/---

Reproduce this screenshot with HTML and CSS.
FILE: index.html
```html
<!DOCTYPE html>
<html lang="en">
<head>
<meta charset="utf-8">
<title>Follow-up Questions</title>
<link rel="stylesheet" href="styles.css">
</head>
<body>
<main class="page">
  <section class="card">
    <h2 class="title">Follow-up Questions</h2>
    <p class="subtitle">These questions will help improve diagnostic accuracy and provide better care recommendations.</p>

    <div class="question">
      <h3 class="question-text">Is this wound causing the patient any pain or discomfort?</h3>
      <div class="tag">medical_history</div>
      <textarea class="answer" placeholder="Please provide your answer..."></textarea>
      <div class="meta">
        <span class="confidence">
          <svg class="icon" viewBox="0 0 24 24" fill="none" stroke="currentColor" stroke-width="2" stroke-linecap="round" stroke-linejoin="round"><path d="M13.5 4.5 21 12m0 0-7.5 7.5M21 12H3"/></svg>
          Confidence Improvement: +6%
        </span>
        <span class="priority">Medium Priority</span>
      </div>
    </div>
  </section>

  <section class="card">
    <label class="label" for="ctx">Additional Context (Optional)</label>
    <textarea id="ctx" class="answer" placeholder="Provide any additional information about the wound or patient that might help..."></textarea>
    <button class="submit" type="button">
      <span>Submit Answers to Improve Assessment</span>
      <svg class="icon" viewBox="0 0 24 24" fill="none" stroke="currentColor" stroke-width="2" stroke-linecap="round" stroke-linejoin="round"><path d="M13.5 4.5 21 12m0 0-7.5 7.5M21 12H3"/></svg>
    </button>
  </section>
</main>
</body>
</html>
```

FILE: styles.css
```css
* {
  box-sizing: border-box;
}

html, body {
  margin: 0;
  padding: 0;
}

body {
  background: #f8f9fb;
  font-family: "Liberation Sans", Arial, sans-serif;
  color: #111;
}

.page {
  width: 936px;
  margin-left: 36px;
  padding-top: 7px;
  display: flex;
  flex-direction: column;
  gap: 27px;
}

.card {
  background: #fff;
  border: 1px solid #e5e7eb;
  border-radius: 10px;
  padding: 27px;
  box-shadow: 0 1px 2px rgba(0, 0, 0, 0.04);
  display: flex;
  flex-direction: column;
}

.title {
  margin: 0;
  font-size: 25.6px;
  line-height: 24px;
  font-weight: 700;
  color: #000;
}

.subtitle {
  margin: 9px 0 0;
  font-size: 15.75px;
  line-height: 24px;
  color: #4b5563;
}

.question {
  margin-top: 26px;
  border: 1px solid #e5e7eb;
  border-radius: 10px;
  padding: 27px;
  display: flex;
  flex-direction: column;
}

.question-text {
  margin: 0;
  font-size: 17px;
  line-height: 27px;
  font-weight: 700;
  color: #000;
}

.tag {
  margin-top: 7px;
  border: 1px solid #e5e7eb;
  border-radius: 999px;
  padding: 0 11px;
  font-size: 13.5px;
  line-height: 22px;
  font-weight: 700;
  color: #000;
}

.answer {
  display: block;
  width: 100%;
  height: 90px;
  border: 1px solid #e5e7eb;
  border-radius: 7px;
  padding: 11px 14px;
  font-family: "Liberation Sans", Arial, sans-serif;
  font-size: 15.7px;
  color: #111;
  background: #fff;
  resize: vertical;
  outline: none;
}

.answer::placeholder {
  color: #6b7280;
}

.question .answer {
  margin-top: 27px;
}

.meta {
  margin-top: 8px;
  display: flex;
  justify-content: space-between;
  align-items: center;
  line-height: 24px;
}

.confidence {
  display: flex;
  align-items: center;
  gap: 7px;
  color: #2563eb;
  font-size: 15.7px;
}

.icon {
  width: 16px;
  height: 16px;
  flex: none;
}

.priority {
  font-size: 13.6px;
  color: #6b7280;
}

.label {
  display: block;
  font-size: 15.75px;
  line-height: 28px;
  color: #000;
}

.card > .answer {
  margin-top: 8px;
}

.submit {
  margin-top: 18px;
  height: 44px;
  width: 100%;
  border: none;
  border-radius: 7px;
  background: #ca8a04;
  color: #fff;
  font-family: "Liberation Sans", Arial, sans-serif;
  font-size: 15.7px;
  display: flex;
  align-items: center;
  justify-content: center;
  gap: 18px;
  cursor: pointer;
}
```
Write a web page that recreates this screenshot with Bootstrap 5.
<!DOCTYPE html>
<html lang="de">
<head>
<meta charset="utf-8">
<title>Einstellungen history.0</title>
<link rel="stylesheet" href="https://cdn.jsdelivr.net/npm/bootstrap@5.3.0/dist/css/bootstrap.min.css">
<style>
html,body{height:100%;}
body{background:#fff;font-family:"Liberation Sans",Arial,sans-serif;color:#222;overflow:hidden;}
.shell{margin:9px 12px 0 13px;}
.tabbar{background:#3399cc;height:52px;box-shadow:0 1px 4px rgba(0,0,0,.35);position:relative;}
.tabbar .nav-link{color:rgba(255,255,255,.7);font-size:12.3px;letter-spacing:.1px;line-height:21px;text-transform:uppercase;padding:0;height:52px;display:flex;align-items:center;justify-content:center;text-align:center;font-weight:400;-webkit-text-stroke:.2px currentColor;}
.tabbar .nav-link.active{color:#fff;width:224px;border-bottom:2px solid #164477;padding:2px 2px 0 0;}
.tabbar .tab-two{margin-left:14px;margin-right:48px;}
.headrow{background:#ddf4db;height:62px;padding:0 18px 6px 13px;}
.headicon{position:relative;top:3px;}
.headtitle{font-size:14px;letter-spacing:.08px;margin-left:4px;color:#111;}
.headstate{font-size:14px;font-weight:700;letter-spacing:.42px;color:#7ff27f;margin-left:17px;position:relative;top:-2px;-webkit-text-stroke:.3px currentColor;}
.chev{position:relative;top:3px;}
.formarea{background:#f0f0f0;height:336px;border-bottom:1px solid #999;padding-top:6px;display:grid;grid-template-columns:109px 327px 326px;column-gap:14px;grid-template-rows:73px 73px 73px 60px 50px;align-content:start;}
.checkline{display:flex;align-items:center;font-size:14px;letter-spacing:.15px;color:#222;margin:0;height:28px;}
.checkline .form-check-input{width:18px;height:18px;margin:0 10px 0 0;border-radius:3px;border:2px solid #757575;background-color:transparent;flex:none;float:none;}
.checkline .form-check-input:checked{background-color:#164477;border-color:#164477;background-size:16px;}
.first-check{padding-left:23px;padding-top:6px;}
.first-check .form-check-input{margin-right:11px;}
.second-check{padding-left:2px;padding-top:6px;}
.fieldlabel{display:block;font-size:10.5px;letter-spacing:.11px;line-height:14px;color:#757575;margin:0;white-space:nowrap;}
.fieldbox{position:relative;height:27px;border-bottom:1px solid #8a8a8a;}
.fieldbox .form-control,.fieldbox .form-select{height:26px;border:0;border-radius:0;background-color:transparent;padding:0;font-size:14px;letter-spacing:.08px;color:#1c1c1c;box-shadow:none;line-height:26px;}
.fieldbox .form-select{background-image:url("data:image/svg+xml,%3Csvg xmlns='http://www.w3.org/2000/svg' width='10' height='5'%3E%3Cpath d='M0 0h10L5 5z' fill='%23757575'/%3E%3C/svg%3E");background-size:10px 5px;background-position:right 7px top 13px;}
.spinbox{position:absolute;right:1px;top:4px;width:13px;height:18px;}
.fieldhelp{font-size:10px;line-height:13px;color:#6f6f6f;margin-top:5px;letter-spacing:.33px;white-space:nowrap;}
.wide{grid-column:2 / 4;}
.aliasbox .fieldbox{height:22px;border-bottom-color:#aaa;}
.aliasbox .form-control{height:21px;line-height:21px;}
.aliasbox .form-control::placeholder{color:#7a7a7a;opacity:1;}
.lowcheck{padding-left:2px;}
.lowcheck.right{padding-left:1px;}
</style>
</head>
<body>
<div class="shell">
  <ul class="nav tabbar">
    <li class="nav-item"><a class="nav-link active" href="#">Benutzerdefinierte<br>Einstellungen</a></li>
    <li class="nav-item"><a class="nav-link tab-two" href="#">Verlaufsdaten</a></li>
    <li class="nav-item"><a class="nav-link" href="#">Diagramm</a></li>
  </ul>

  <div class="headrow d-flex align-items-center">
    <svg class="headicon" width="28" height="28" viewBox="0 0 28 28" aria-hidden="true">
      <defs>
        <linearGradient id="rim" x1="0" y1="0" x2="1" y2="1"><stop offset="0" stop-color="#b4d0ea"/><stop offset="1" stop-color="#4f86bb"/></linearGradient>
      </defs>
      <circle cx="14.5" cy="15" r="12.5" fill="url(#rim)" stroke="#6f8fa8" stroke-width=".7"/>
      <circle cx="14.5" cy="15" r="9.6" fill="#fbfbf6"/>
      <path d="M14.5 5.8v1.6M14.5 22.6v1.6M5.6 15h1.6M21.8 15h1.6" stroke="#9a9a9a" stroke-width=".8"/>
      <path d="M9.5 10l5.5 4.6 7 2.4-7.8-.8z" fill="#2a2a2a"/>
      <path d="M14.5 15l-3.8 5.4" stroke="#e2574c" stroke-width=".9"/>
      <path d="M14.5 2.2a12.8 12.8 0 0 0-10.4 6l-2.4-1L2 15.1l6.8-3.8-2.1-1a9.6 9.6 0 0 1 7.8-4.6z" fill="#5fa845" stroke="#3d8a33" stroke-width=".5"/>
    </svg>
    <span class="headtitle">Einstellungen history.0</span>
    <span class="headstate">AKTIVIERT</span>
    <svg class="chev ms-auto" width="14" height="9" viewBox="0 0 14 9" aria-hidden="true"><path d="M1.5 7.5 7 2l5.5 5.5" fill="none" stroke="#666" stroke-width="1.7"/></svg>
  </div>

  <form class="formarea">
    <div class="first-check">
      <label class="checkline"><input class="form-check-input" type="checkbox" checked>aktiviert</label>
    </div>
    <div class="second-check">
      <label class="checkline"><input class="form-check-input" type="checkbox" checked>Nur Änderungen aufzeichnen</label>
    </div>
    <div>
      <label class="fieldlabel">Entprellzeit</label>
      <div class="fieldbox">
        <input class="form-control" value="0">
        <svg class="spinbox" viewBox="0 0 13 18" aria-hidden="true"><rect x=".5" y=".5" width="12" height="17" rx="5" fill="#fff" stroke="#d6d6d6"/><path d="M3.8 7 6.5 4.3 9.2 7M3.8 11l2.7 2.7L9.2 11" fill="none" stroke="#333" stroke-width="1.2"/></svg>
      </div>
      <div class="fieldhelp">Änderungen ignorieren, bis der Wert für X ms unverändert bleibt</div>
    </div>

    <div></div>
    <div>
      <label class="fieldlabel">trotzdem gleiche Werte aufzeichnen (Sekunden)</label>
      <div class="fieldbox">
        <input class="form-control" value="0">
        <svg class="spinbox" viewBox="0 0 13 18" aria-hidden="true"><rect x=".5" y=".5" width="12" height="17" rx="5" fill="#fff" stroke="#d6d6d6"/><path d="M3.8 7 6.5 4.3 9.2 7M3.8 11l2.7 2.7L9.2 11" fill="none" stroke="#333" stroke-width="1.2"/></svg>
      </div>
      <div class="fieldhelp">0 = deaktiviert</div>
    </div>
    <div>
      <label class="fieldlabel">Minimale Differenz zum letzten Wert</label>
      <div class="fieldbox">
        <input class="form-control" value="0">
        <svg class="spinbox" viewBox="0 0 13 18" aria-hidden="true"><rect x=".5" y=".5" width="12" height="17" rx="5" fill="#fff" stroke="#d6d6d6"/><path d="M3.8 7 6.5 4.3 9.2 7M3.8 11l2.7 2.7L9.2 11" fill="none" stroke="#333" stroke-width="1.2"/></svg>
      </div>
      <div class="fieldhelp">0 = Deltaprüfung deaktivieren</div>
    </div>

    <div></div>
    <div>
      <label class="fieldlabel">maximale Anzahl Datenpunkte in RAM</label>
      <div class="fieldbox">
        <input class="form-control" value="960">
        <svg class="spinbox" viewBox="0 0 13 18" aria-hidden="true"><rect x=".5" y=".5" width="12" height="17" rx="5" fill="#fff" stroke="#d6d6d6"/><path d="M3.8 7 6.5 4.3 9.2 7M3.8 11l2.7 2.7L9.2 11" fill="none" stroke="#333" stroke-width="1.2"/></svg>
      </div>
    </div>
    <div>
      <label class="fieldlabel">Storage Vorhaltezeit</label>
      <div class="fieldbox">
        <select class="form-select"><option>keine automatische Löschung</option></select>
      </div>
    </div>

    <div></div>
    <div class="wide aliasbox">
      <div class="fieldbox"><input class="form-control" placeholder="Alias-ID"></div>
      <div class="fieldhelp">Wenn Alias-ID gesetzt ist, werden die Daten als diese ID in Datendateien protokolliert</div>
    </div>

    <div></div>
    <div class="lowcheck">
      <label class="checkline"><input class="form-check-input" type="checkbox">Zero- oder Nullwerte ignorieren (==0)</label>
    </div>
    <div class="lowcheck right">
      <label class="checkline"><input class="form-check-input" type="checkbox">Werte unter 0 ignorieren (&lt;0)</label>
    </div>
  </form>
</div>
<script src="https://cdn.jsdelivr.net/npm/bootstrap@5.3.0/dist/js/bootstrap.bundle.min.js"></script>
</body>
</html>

\---

- _Exercise_
Check each line of the listing above for the string "with", then report only how many lines have it.

- _Solution to the exercise_
2